Climate change: Not clear on the concept
Gwynne Dyer, Columnist, London
The World Meteorological Organization normally produces statistics-heavy reports at the end of the year, not news bulletins about today's weather. Its announcement on July 2 that the record extremes in weather being experienced globally this year are evidence that climate change is actually underway is therefore much more than just another salvo in the long argument about global warming.
In Geneva, where the WMO is based, daytime temperatures have not fallen below 25C (77F) since late May -- the hottest June in at least 250 years. In the United States, May brought a record of 562 tornadoes (the previous record for one month was 399). In India, the pre-monsoon heat-wave brought peak temperatures of 45C (113F) and directly caused at least 1,400 deaths. As the WMO statement cautiously observed: "New record extreme events occur everywhere somewhere in the globe, but in recent years the number of such extremes has been increasing." But there is still no sense of urgency, and hardly anybody addresses the real context of this change.
Two weeks ago, for example, the Bush White House censored a government report issued by the Environmental Protection Agency that analyzed global warming and its sources. It eliminated any suggestion that human activities, notably industrial and vehicle emissions, were at least partly responsible for climate change. It removed references to a widely accepted 1999 study showing how sharply temperatures had risen in the previous decade compared with the 1,000-year pattern, and substituted a controversial later study, partly financed by the oil industry, that disputes the evidence. The green lobby complained, and the media covered the story in a desultory way, but everyone continued to behave as though there was lots of time.
The problem is that 'global warming' was the first aspect of climate change to catch the public's attention, and for the vast majority of people it remains the only threat -- if indeed it is a threat. After all, warmer isn't necessarily worse, and anyway it's a gradual process and we'll all probably be safely dead before it gets too serious. Climate researchers have known that this is untrue for about twenty years, since the evidence of the Greenland ice-cores became available, but it has still not affected the public debate.
Those cores go down two miles (three km.) into the Greenland ice-cap and bring up year-by-year evidence of weather that goes back a quarter-million years. What the shocked researchers realized when they examined the cores is that climate change -- REAL climate change -- is not gradual at all. It's a threshold phenomenon, a sudden flip into a radically different state that may then persist for a very long time. The real danger we face is that gradual warming of the sort we are experiencing now will trigger a sudden cooling that could drop average global temperatures by 5C (9F) in ten years.
The sudden cooling and the accompanying droughts would destroy most of the agriculture that now sustains six billion of us, and at least 90 percent of the human race would be killed by famine and war in a matter of a decade or so. These abrupt climate changes can herald the beginning of the next Ice Age, but climatic flips like this can also occur for lengthy periods even in the midst of warm-and-wet interglacial periods like the present.

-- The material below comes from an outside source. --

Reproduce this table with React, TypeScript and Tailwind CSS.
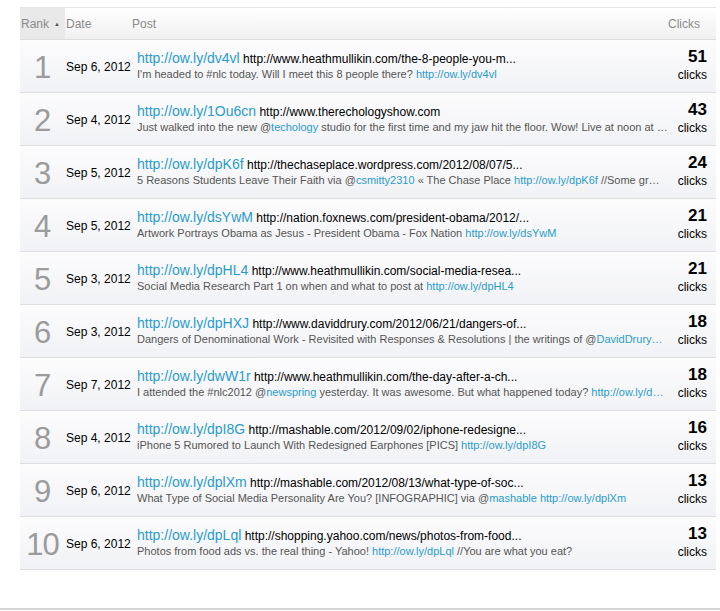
import React from "react";

type Seg = { t: string; l?: boolean };
type Row = { rank: number; date: string; short: string; url: string; desc: Seg[]; clicks: number };

const rows: Row[] = [
  { rank: 1, date: "Sep 6, 2012", short: "http://ow.ly/dv4vl", url: "http://www.heathmullikin.com/the-8-people-you-m...", desc: [{ t: "I'm headed to #nlc today. Will I meet this 8 people there? " }, { t: "http://ow.ly/dv4vl", l: true }], clicks: 51 },
  { rank: 2, date: "Sep 4, 2012", short: "http://ow.ly/1Ou6cn", url: "http://www.therechologyshow.com", desc: [{ t: "Just walked into the new @" }, { t: "techology", l: true }, { t: " studio for the first time and my jaw hit the floor. Wow! Live at noon at …" }], clicks: 43 },
  { rank: 3, date: "Sep 5, 2012", short: "http://ow.ly/dpK6f", url: "http://thechaseplace.wordpress.com/2012/08/07/5...", desc: [{ t: "5 Reasons Students Leave Their Faith via @" }, { t: "csmitty2310", l: true }, { t: " « The Chase Place " }, { t: "http://ow.ly/dpK6f", l: true }, { t: " //Some gr…" }], clicks: 24 },
  { rank: 4, date: "Sep 5, 2012", short: "http://ow.ly/dsYwM", url: "http://nation.foxnews.com/president-obama/2012/...", desc: [{ t: "Artwork Portrays Obama as Jesus - President Obama - Fox Nation " }, { t: "http://ow.ly/dsYwM", l: true }], clicks: 21 },
  { rank: 5, date: "Sep 3, 2012", short: "http://ow.ly/dpHL4", url: "http://www.heathmullikin.com/social-media-resea...", desc: [{ t: "Social Media Research Part 1 on when and what to post at " }, { t: "http://ow.ly/dpHL4", l: true }], clicks: 21 },
  { rank: 6, date: "Sep 3, 2012", short: "http://ow.ly/dpHXJ", url: "http://www.daviddrury.com/2012/06/21/dangers-of...", desc: [{ t: "Dangers of Denominational Work - Revisited with Responses & Resolutions | the writings of @" }, { t: "DavidDrury…", l: true }], clicks: 18 },
  { rank: 7, date: "Sep 7, 2012", short: "http://ow.ly/dwW1r", url: "http://www.heathmullikin.com/the-day-after-a-ch...", desc: [{ t: "I attended the #nlc2012 @" }, { t: "newspring", l: true }, { t: " yesterday. It was awesome. But what happened today? " }, { t: "http://ow.ly/d…", l: true }], clicks: 18 },
  { rank: 8, date: "Sep 4, 2012", short: "http://ow.ly/dpI8G", url: "http://mashable.com/2012/09/02/iphone-redesigne...", desc: [{ t: "iPhone 5 Rumored to Launch With Redesigned Earphones [PICS] " }, { t: "http://ow.ly/dpI8G", l: true }], clicks: 16 },
  { rank: 9, date: "Sep 6, 2012", short: "http://ow.ly/dplXm", url: "http://mashable.com/2012/08/13/what-type-of-soc...", desc: [{ t: "What Type of Social Media Personality Are You? [INFOGRAPHIC] via @" }, { t: "mashable", l: true }, { t: " " }, { t: "http://ow.ly/dplXm", l: true }], clicks: 13 },
  { rank: 10, date: "Sep 6, 2012", short: "http://ow.ly/dpLql", url: "http://shopping.yahoo.com/news/photos-from-food...", desc: [{ t: "Photos from food ads vs. the real thing - Yahoo! " }, { t: "http://ow.ly/dpLql", l: true }, { t: " //You are what you eat?" }], clicks: 13 },
];

export default function App() {
  return (
    <div className="w-[720px] h-[611px] bg-white flex flex-col overflow-hidden" style={{ fontFamily: '"Liberation Sans", Arial, sans-serif' }}>
      <div className="pt-[7px] pl-[20px] pr-[4px] flex-1">
        <div className="border-t border-[#e6e6e6]">
          <div className="flex h-[32px] bg-gradient-to-b from-white to-[#f0f0f0] border-b border-[#dcdcdc] text-[12px] text-[#8a8a8a] items-center">
            <div className="w-[45px] h-full bg-[#e9e9e9] flex items-center pl-[1px]">
              <span>Rank</span>
              <span className="ml-[5px] text-[6px] text-[#555] leading-none">▲</span>
            </div>
            <div className="w-[67px] pl-[1px]">Date</div>
            <div className="flex-1">Post</div>
            <div className="pr-[16px]">Clicks</div>
          </div>
          {rows.map((r) => (
            <div key={r.rank} className="flex h-[53px] items-center border-b border-[#dedede] bg-gradient-to-b from-[#fcfcfd] to-[#f1f2f5]">
              <div className={`w-[45px] text-center text-[#9b9b9b] text-[31px] leading-none pt-[2px] ${r.rank === 10 ? "tracking-[-1px]" : ""}`}>{r.rank}</div>
              <div className="w-[72px] pl-[1px] text-[12px] text-black pt-[1px] whitespace-nowrap">{r.date}</div>
              <div className="flex-1 min-w-0 whitespace-nowrap overflow-hidden pb-[1px]">
                <div className="leading-[16px]">
                  <span className="text-[14px] text-[#2a9ccb]">{r.short}</span>
                  <span className="text-[12px] text-black"> {r.url}</span>
                </div>
                <div className="text-[11px] leading-[14px] text-[#555]">
                  {r.desc.map((s, i) => (
                    <span key={i} className={s.l ? "text-[#2a9ccb]" : ""}>{s.t}</span>
                  ))}
                </div>
              </div>
              <div className="w-[46px] pr-[9px] text-right text-black">
                <div className="text-[17px] font-bold leading-[18px]">{r.clicks}</div>
                <div className="text-[12px] leading-[18px]">clicks</div>
              </div>
            </div>
          ))}
        </div>
      </div>
      <div className="h-[2px] bg-[#d4d4d4] mb-[1px]" />
    </div>
  );
}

We do still live in the Ice Ages, of course. For the past three million years, ever since continental drift closed the channel between North America to South America and changed the ocean currents, glaciers have covered over a third of the planet's surface almost 90 percent of the time. The recent pattern has been around 100,000 years of freeze followed by a much shorter warm period. The previous interglacial, which ended 117,000 years ago, was only 13,000 years long, so at 15,000 years we're already into overtime on this one -- but we don't even need a major Ice Age to do the damage.
The process by which the climate flips is now fairly well understood. The trigger is a phase of gradual warming that, either through glacial melting or just more rainfall, increases the amount of fresh water on the ocean surface between Labrador, Greenland and Norway. This critical part of the North Atlantic is where the Gulf Stream's water, having become salty and dense through evaporation, sinks to the bottom and flows back south -- but if it is diluted by too much fresh water on the surface, it doesn't sink and the circuit is broken.
The whole global climate suddenly flips into a cool, dry phase that can last for many centuries before warmer conditions return: There have been two such episodes, at 12,500 years ago and 8,500 years ago, even since the end of the last Ice Age. Or the cool, dry phase could last for a hundred thousand years if other conditions, like the shape of the earth's orbit and the tilt of its axis, have already put us on the brink of a new Ice Age.
The flips of the past were caused by natural warming of one kind or another, but by adding man-made warming to the problem we are making it far more dangerous. We have built all of human civilization, and increased our population a thousandfold, since the last cool, dry episode. All of that is at risk if the climate flips, and yet the public debate is still all about gradual change.